Seven demonstration projects are in progress to determine the extent to which speed limits that are enforced and publicized lead to higher compliance and improve traffic flow without reducing highway safety.    

The demonstrations are bringing to light that program effectiveness depends on the perceived risk of apprehension and the swiftness, certainty and severity of punishment, making the law enforcement and court roles vital to speed management programs.

The level of enforcement efforts must be sufficient to deter speeders, must consider ways of deterring high speed drivers, and use alternative enforcement methods to supplement traditional enforcement efforts. 

Judges must agree that speed limits are reasonable, ensure that treatment of violators is consistent, and minimize the time to trial and dismissal of cases.

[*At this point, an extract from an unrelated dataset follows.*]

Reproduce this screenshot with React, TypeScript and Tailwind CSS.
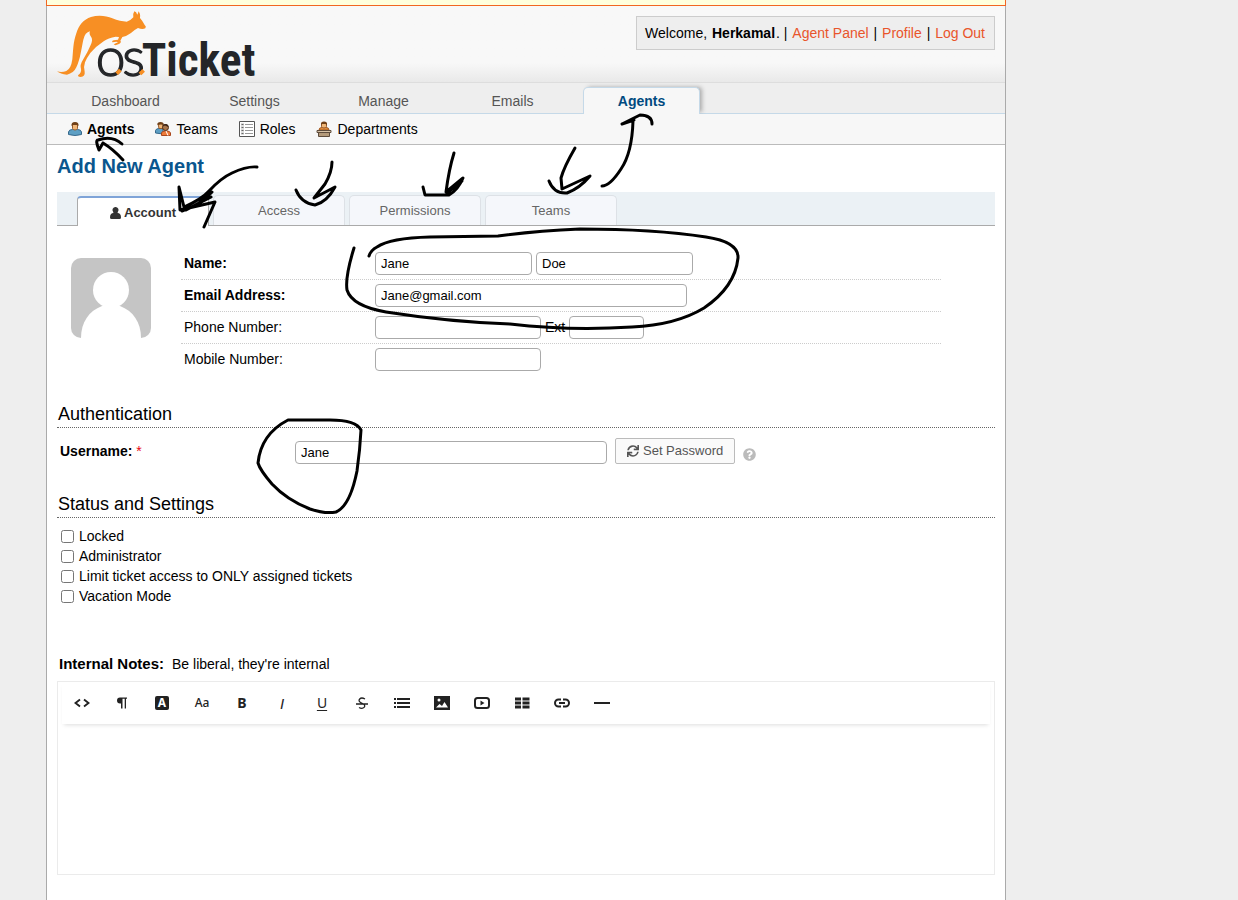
import React from "react";
import { FaSync, FaQuestionCircle } from "react-icons/fa";

function Logo() {
  return (
    <svg viewBox="45 30 600 222" className="h-[74px] w-[200px] overflow-visible" role="img" aria-label="osTicket">
      <path
        fill="#f78f24"
        d="M48 214 Q62 218 76 213 Q90 207 94 178 C97 150 96 128 106 100 C113 76 128 58 150 51 C172 44 196 47 214 55 Q238 65 257 65 Q270 61 277 52 Q275 41 280 34 Q286 35 289 44 Q293 36 292 34 Q299 40 297 54 Q305 63 311 75 Q317 79 313 85 Q304 90 291 84 Q279 90 270 99 Q258 108 244 111 L238 122 Q243 127 232 133 Q222 138 218 133 L231 127 Q229 124 214 127 Q211 123 218 121 L231 119 L234 111 L224 110 Q202 113 188 124 Q165 139 148 159 Q137 174 132 187 Q127 200 131 215 Q133 229 119 231 Q108 230 112 225 Q122 218 120 206 Q116 194 126 179 Q140 157 149 135 Q156 121 151 112 Q143 101 147 94 Q132 97 127 119 C121 146 118 177 106 202 Q98 220 78 224 Q58 223 48 214 Z"
      />
      <text x="164" y="227" fill="#242629" stroke="#242629" strokeWidth="4" fontSize="160" fontWeight="300" fontFamily="Lato, sans-serif">
        o<tspan x="244">s</tspan>
      </text>
      <text x="302" y="227" fill="#242629" fontSize="136" fontWeight="700" fontFamily="'Roboto Condensed', Lato, sans-serif">Ticket</text>
      <path d="M227 221 L238 210 M297 222 L308 211" stroke="#f78f24" strokeWidth="11" />
    </svg>
  );
}

function AgentIcon() {
  return (
    <svg viewBox="0 0 16 16" className="size-4">
      <path d="M1.500 13.500V11Q2 8.500 5.500 8.500H10.500Q14 8.500 14.500 11V13.500Q8 15.500 1.500 13.500Z" fill="#5d9fc4" stroke="#37698c" />
      <path d="M5.500 3h5v4.500Q10 9 8 9T5.500 7.500Z" fill="#f0b778" stroke="#965a2c" />
      <path d="M4.500 5Q4 1 8 1t3.500 4L10 4H6Z" fill="#704017" />
    </svg>
  );
}

function TeamsIcon() {
  return (
    <svg viewBox="0 0 16 16" className="size-4">
      <path d="M.5 12V9.500Q1 7.500 4 7.500h4V13Z" fill="#5d9fc4" stroke="#37698c" />
      <path d="M3 2.500h5v5H4Z" fill="#f0b778" stroke="#965a2c" />
      <path d="M2.500 4Q2 1 5.500 1T8.500 4L6 3.500Z" fill="#704017" />
      <path d="M6.500 14.500V12Q7 10 10 10h2q3 0 3.500 2v2.500Z" fill="#ed7b3a" stroke="#a8461d" />
      <path d="M11 10l2 4.500" stroke="#fff" />
      <circle cx="10.500" cy="6.500" r="3" fill="#a9764b" stroke="#4e2c17" />
      <path d="M7.500 5Q8 3 10.500 3t3 3L10 4.500Z" fill="#3c2416" />
    </svg>
  );
}

function RolesIcon() {
  return (
    <svg viewBox="0 0 16 16" className="size-4">
      <path d="M.5.5h15v15H.5Z" fill="#fff" stroke="#555" />
      <path d="M2 2h3v12H2Z" fill="#ddd" />
      <path d="M2.500 3.500h2M2.500 6.500h2M2.500 9.500h2M2.500 12.500h2" stroke="#666" />
      <path d="M6 3.500h8M6 6.500h8M6 9.500h8M6 12.500h8" stroke="#999" />
    </svg>
  );
}

function DepartmentsIcon() {
  return (
    <svg viewBox="0 0 16 16" className="size-4">
      <path d="M3 9Q3 6.500 6 6.500h4Q13 6.500 13 9Z" fill="#e8913e" stroke="#a0561e" />
      <path d="M5.500 2h5v3.500Q10 7 8 7T5.500 5.500Z" fill="#f0b778" stroke="#965a2c" />
      <path d="M5 4Q4.500.5 8 .5T11 4L9.500 3H6Z" fill="#704017" />
      <path d="M1 9.500h14v2H1Z" fill="#d7c3a7" stroke="#5e4c3c" />
      <path d="M2.500 11.500h11v4h-11Z" fill="#b49a7a" stroke="#5e4c3c" />
    </svg>
  );
}

const mainTabs = ["Dashboard", "Settings", "Manage", "Emails", "Agents"];

const subTabs = [
  { name: "Agents", icon: <AgentIcon />, active: true },
  { name: "Teams", icon: <TeamsIcon />, active: false },
  { name: "Roles", icon: <RolesIcon />, active: false },
  { name: "Departments", icon: <DepartmentsIcon />, active: false },
];

const options = ["Locked", "Administrator", "Limit ticket access to ONLY assigned tickets", "Vacation Mode"];

const glyph = "font-['Noto_Sans',sans-serif] text-sm leading-none";

const tools: { label: string; icon: React.ReactNode }[] = [
  { label: "HTML", icon: <svg viewBox="0 0 16 16" className="size-4"><path d="M6 4.500 1.500 8 6 11.500M10 4.500 14.500 8 10 11.500" fill="none" stroke="currentColor" strokeWidth="1.900" /></svg> },
  { label: "Format", icon: <svg viewBox="0 0 16 16" className="size-4"><path d="M7 8.500H6a3 3 0 0 1 0-6H13V3.700h-1V13.500h-1.300V3.700H8.500V13.500H7Z" fill="currentColor" /></svg> },
  { label: "Text color", icon: <span className="flex size-3.5 items-center justify-center rounded-xs bg-[#222] font-['Noto_Sans',sans-serif] text-xs leading-none font-bold text-white">A</span> },
  { label: "Font", icon: <span className="font-['Noto_Sans',sans-serif] text-xs leading-none font-medium">Aa</span> },
  { label: "Bold", icon: <span className={glyph + " font-bold"}>B</span> },
  { label: "Italic", icon: <span className="text-[15px] leading-none italic">I</span> },
  { label: "Underline", icon: <span className={glyph + " underline underline-offset-2"}>U</span> },
  { label: "Deleted", icon: <svg viewBox="0 0 16 16" className="size-4"><path d="M11 4Q7.500 2 5.700 4T7 7.700L9.500 9Q12 11 9.500 12.800 7.500 14 5 12.500M2 9h12" fill="none" stroke="currentColor" strokeWidth="1.300" /></svg> },
  { label: "Lists", icon: <svg viewBox="0 0 16 16" className="size-4"><path d="M0 4h2M3 4h13M0 8h2M3 8h13M0 12h2M3 12h13" stroke="currentColor" strokeWidth="2" /></svg> },
  { label: "Image", icon: <svg viewBox="0 0 16 16" className="size-4"><path fillRule="evenodd" d="M0 1h16v14H0ZM3.500 5a1.500 1.500 0 1 0 3 0 1.500 1.500 0 1 0-3 0M2 12.500h12L10.500 7 8 11 5.500 9Z" fill="currentColor" /></svg> },
  { label: "Video", icon: <svg viewBox="0 0 16 16" className="size-4"><rect x="1" y="3" width="14" height="10" rx="2.500" fill="none" stroke="currentColor" strokeWidth="2" /><path d="M6.500 5.500 10.500 8l-4 2.500Z" fill="currentColor" /></svg> },
  { label: "Table", icon: <svg viewBox="0 0 16 16" className="size-4"><path d="M1 4h6M8.500 4h7M1 8h6M8.500 8h7M1 12h6M8.500 12h7" stroke="currentColor" strokeWidth="3" /></svg> },
  { label: "Link", icon: <svg viewBox="0 0 16 16" className="size-4"><path d="M7 4.500H4.500a3.500 3.500 0 0 0 0 7H7M9 4.500h2.500a3.500 3.500 0 0 1 0 7H9M5 8h6" fill="none" stroke="currentColor" strokeWidth="2" /></svg> },
  { label: "Line", icon: <svg viewBox="0 0 16 16" className="size-4"><path d="M0 8h16" stroke="currentColor" strokeWidth="2" /></svg> },
];

const field = "h-[23px] rounded-[4px] border border-[#aaa] bg-white px-[5px] text-[13px]";
const row = "flex h-8 items-center border-b border-dotted border-[#ccc] pl-[3px]";

const strokes = [
  "M123 160Q113 149 103 143M99 150Q95 140 98 140Q112 135 122 144M103 143L99 150",
  "M257 167Q247 166 232 173Q221 178 209 191Q202 199 184 207L179 187L180 210L215 202L204 227M182 211Q200 205 212 192M184 208L208 194M186 210L211 197",
  "M332 162Q332 172 325 184L314 198L335 187Q327 202 315 205Q301 203 296 190",
  "M454 153Q449 169 446 192L463 178Q458 190 449 195L425 195L423 187M447 193L462 181",
  "M575 148Q564 167 561 178L562 189L590 176Q580 188 567 193Q554 194 549 181",
  "M602 186Q610 186 621 169Q632 153 633 121M622 124L640 115Q652 115 652 124M622 124L634 120",
  "M354 248Q345 277 347 290Q352 306 386 312Q450 322 510 324Q570 331 632 327Q676 325 704 308Q735 287 738 258Q739 242 706 237Q654 229 580 229Q535 231 498 236L430 237Q390 238 377 247Q371 250 369 256",
  "M288 420Q261 434 258 463Q260 470 272 484Q287 500 310 509Q325 514 336 512Q350 506 357 471Q360 450 361 430Q356 420 330 420Z",
];

export default function App() {
  return (
    <div className="relative flex min-h-screen overflow-hidden bg-[#eee] pl-[46px] font-['Liberation_Sans',Arial,sans-serif] text-sm text-black">
      <div className="w-full max-w-[960px] border-x border-[#aaa] bg-white">
        <div className="-mx-px h-[6px] border-x border-b border-[#f26522] bg-[#ffffdd]" />
        <header className="flex h-[77px] items-start justify-between border-b border-[#ddd] bg-linear-to-b from-[#f8f8f8] from-75% to-[#e9e9e9] pr-[10px] pl-2">
          <a href="#home" className="mt-1 ml-px"><Logo /></a>
          <p className="mt-[10px] border border-[#ccc] bg-[#eee] px-2 py-[6px] leading-5">
            Welcome, <strong className="mx-px">Herkamal</strong>. | <a href="#panel" className="mx-px text-[#e9552b]">Agent Panel</a> | <a href="#profile" className="mx-px text-[#e9552b]">Profile</a> | <a href="#logout" className="mx-px text-[#e9552b]">Log Out</a>
          </p>
        </header>

        <nav className="flex h-[31px] items-end gap-3 border-b border-[#c5d9e8] bg-[#eee] pl-5">
          {mainTabs.map((tab) => (
            <a
              key={tab}
              href={"#" + tab}
              className={
                tab === "Agents"
                  ? "-mb-px h-[27px] w-[117px] rounded-t-[5px] border border-b-0 border-[#c5d9e8] bg-[#f7f7f7] text-center leading-[26px] font-bold text-[#004a80] shadow-[3px_-1px_4px_-1px_#aaa]"
                  : "h-[26px] w-[117px] text-center leading-7 text-[#555]"
              }
            >
              {tab}
            </a>
          ))}
        </nav>
        <nav className="relative flex h-[31px] items-center gap-[21px] border-b border-[#bbb] bg-[#f7f7f7] pl-5">
          {subTabs.map((tab) => (
            <a key={tab.name} href={"#" + tab.name} className={tab.active ? "flex items-center gap-1 font-bold" : "flex items-center gap-[5px]"}>
              {tab.icon}
              {tab.name}
            </a>
          ))}
        </nav>

        <main className="px-[10px]">
          <h1 className="pt-[7px] text-xl leading-7 font-bold text-[#0a568e]">Add New Agent</h1>

          <div className="mt-3 flex h-[34px] items-end gap-1 border-b border-[#aaa] bg-[#ebf1f5] pl-5" role="tablist">
            <button role="tab" aria-selected="true" className="-mb-px flex h-[30px] w-[132px] items-center justify-center gap-[3px] rounded-t-[4px] border border-t-2 border-b-0 border-[#aaa] border-t-[#7fa4d8] bg-white pt-0.5 text-[13px] font-bold text-[#333]">
              <svg viewBox="0 0 11 12" className="h-3 w-[11px]" fill="currentColor">
                <path d="M5.500 0A2.900 2.900 0 0 1 8 4.500Q7.500 6 7.500 6 11 6 11 10.500 11 12 9.500 12H1.500Q0 12 0 10.500 0 6 3.500 6 3.500 6 3 4.500A2.900 2.900 0 0 1 5.500 0Z" />
              </svg>
              Account
            </button>
            {["Access", "Permissions", "Teams"].map((tab) => (
              <button key={tab} role="tab" aria-selected="false" className="h-[30px] w-[132px] rounded-t-[5px] border border-b-0 border-[#dde1e6] bg-[#f5f7fb] pt-0.5 text-[13px] text-[#666]">
                {tab}
              </button>
            ))}
          </div>

          <div className="mt-[22px] flex gap-[30px] pl-[14px]">
            <svg viewBox="0 0 80 80" className="mt-[10px] size-20" role="img" aria-label="Avatar">
              <rect width="80" height="80" rx="10" fill="#c5c5c5" />
              <circle cx="40" cy="32" r="18" fill="#fff" />
              <path d="M10 80C10 64 18 53 31 48H49C62 53 70 64 70 80Z" fill="#fff" />
            </svg>
            <div className="w-[760px]">
              <div className={row}>
                <label htmlFor="first" className="w-[191px] pb-0.5 font-bold">Name:</label>
                <input id="first" defaultValue="Jane" className={field + " w-[157px]"} />
                <input aria-label="Last name" defaultValue="Doe" className={field + " ml-1 w-[157px]"} />
              </div>
              <div className={row}>
                <label htmlFor="email" className="w-[191px] pb-0.5 font-bold">Email Address:</label>
                <input id="email" defaultValue="Jane@gmail.com" className={field + " w-[312px]"} />
              </div>
              <div className={row}>
                <label htmlFor="phone" className="w-[191px] pb-0.5">Phone Number:</label>
                <input id="phone" className={field + " w-[166px]"} />
                <label htmlFor="ext" className="mx-1 pb-0.5">Ext</label>
                <input id="ext" className={field + " w-[75px]"} />
              </div>
              <div className="flex h-8 items-center border-b border-transparent pl-[3px]">
                <label htmlFor="mobile" className="w-[191px] pb-0.5">Mobile Number:</label>
                <input id="mobile" className={field + " w-[166px]"} />
              </div>
            </div>
          </div>

          <h2 className="mt-[25px] border-b border-dotted border-[#666] pl-px text-lg leading-[26px]">Authentication</h2>
          <div className="flex h-12 items-center pl-[3px]">
            <label htmlFor="username" className="w-[235px] pb-0.5 font-bold">
              Username: <span className="font-normal text-red-600">*</span>
            </label>
            <input id="username" defaultValue="Jane" className={field + " w-[312px]"} />
            <button className="mb-0.5 ml-2 flex h-[26px] items-center gap-1 rounded-xs border border-[#bbb] bg-[#fafafa] px-[11px] text-[13px] text-[#555]">
              <FaSync className="size-3" />
              Set Password
            </button>
            <a href="#help" aria-label="Help" className="mt-1 ml-2 text-[#bbb]"><FaQuestionCircle className="size-[13px]" /></a>
          </div>

          <h2 className="mt-[15px] border-b border-dotted border-[#666] pl-px text-lg leading-[26px]">Status and Settings</h2>
          <div className="mt-2 pl-1">
            {options.map((option) => (
              <label key={option} className="flex h-5 items-center gap-[5px]">
                <input type="checkbox" className="size-[13px]" />
                {option}
              </label>
            ))}
          </div>

          <label htmlFor="notes" className="mt-12 flex items-baseline gap-2 pl-[2px] leading-5">
            <strong className="text-[15px]">Internal Notes:</strong> Be liberal, they're internal
          </label>
          <div className="mt-[7px] border border-[#ebebeb]">
            <div className="mx-1 flex h-[42px] items-center shadow-[0_3px_4px_-2px_#ddd]">
              {tools.map((tool) => (
                <button key={tool.label} aria-label={tool.label} className="flex h-10 w-10 items-center justify-center text-[#222]">
                  {tool.icon}
                </button>
              ))}
            </div>
            <textarea id="notes" className="mt-1 block h-[146px] w-full resize-none p-4 outline-none" />
          </div>
        </main>
      </div>

      <svg viewBox="0 0 1238 900" className="pointer-events-none absolute top-0 left-0 h-[900px] w-[1238px]" fill="none" stroke="#000" strokeWidth="3" strokeLinecap="round" strokeLinejoin="round">
        {strokes.map((d) => (
          <path key={d} d={d} />
        ))}
      </svg>
    </div>
  );
}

Speeding, which is involved in 12 percent of all reported crashes, 31 percent of all fatal crashes, and costs the nation more than $40 billion annually, remains a significant public safety threat that warrants priority attention.3  Early Hardy, NHTSA Senior Highway Safety Specialist, provided an overview of the U.S. Department of Transportation's speed management team and its implementation strategy to address speeding and highway safety in this issue discussion.  His presentation facilitated discussions on the changes needed in the speed management culture and the obstacles that impede such change.

A major outcome of this discussion was the need for greater coordination and regulation of speed management efforts. 

Participants raised the following considerations for state and local speed management efforts:

  • Brief local judges on speed management plans.  Judicial considerations include the quality of cases brought to court, court resources, including access to driving history and adjudication records (to determine repeat offenders), and educating judges on speeding so decisions are more informed.
  • Consider a range of safe driving speeds when developing speed management strategies to address both the egregious violators who drive at excessive speeds and slow drivers.
  • Examine tying variable speed limits with automated enforcement programs, which studies have shown to be effective in deterring excessive speeding and red light running at intersections.
  • Determine any distinctions between jurisdictions on whether speeding is a criminal or civil offense.
  • Determine the effectiveness of laws to address aggressive driving and the frequency of speeding in aggressive driving.
  • Consider the role of state laws that mandate "chances" for violators (such as those that allow completion of traffic school as an alternative to penalty and points on driving records) in the adjudication process.
  • Consult with transportation engineers, including students, on road design and how this contributes to traffic flow.
  • Develop strategies to address traffic backups, including clearing accident scenes quickly and addressing slow drivers.

Speed management is a complex process that involves many factors and the problem must be addressed holistically.  The setting and enforcement of speed limits are local responsibilities and participants were urged to become active in addressing the problem of speeding in their jurisdictions.